Ketua Umum Pimpinan Pusat (PP) Muhammadiyah, Haedar Nashir, memberikan pandangan yang bijak terkait hal ini. Menurut Haedar, umat Muslim sesungguhnya merayakan dua pergantian tahun. Pertama adalah tahun Hijriyah yang dimulai dengan 1 Muharram, dan kedua adalah tahun Masehi yang biasa dirayakan pada akhir Desember.
“Tidak perlu dipertentangkan antara kedua kalender tersebut, karena keduanya memiliki tujuan dan fungsi yang berbeda. Kalender Masehi digunakan dalam kehidupan sehari-hari, termasuk dalam urusan transaksi, sedangkan kalender Hijriyah digunakan untuk penentuan hari raya seperti Idul Fitri dan Idul Adha,” jelas Haedar dalam acara Refleksi Akhir Tahun di Masjid Husnul Khatimah, Kampung Rukeman-Peleman, Tamantirto, Bantul, pada Rabu (28/12) tahun lalu.

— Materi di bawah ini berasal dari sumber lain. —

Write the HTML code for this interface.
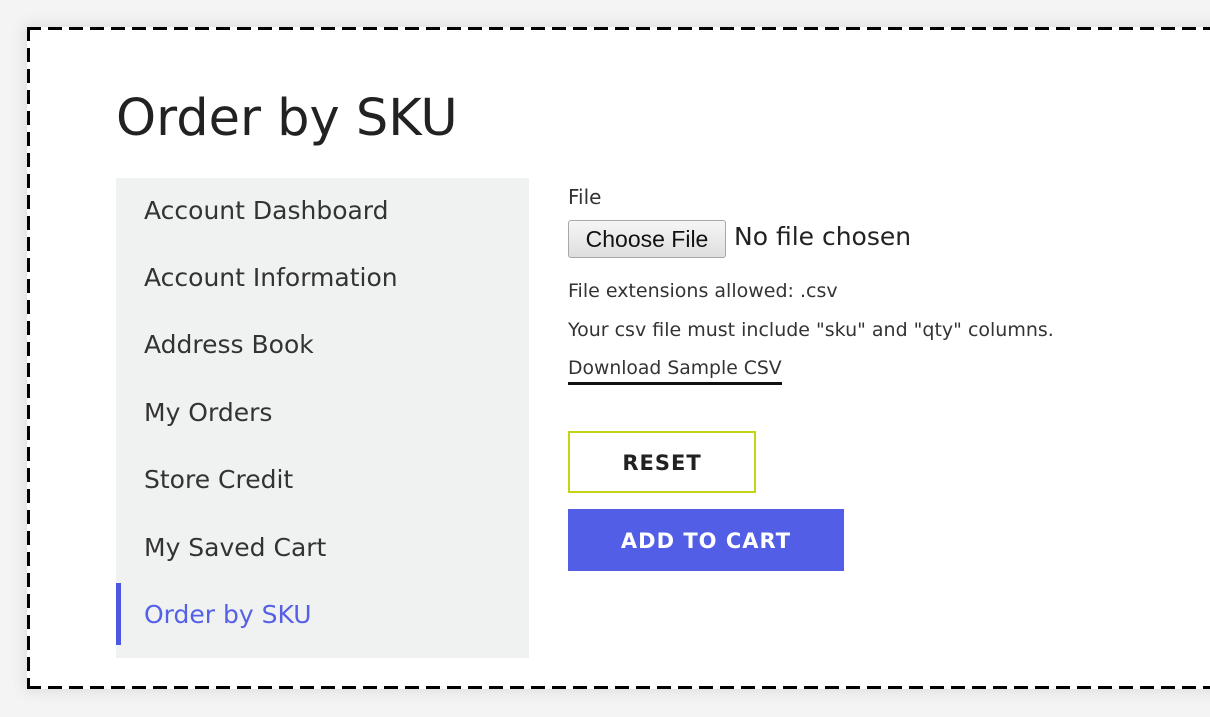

Meski demikian, Haedar mengingatkan agar setiap momen pergantian tahun harus dimaknai dengan bijak. Tahun baru, menurutnya, dapat menjadi waktu yang baik untuk syiar dan refleksi diri, namun hal ini tidak boleh berlebihan.
“Merayakan tahun baru tidak salah, asalkan tidak berlebihan. Syiar, kegembiraan, dan kebahagiaan itu diperbolehkan. Bahkan, manusia berhak merayakan hidupnya. Misalnya, bertemu dengan teman, itu adalah hal yang wajar dan menyenangkan,” ujar Haedar.
Baca juga, Keputusan Musypimwil Muhammadiyah Jateng Tahun 2024
Namun, Haedar juga menegaskan agar umat Islam tidak terjebak pada perayaan yang hanya bersifat lahiriah semata. Perayaan yang berlebihan, yang mengarah pada pemborosan waktu, uang, dan kesempatan, seharusnya dihindari. “Yang penting adalah memberi makna pada setiap langkah yang kita lakukan, bukan hanya bersenang-senang tanpa tujuan,” tambahnya.
Pesan Haedar yang lebih mendalam adalah pentingnya mempertimbangkan batasan dalam merayakan tahun baru. “Tentu saja kita boleh gembira, namun bagi umat Islam, perayaan tahun baru harus dilaksanakan dengan penuh makna dan tidak boleh keluar dari koridor yang sudah digariskan agama,” tegasnya.
Dalam pandangan Haedar, refleksi tahun baru bukan sekadar ajang untuk berpesta atau merayakan sesuatu yang bersifat sementara. Lebih dari itu, momen ini bisa menjadi titik awal untuk memperbaiki diri dan memperdalam keimanan. “Tahun baru harus dimaknai sebagai awal yang baru untuk menjadi pribadi yang lebih baik,” ujar Haedar, mengingatkan umat Muslim untuk tidak hanya berpikir tentang kesenangan semata.
Haedar juga mengungkapkan, bahwa semangat kebahagiaan dan kegembiraan dalam tahun baru seharusnya juga diiringi dengan kesadaran spiritual. Baginya, makna dari pergantian tahun adalah untuk mengevaluasi diri dan melihat bagaimana kita bisa lebih produktif, baik dalam hubungan dengan sesama maupun dalam menjalani ibadah.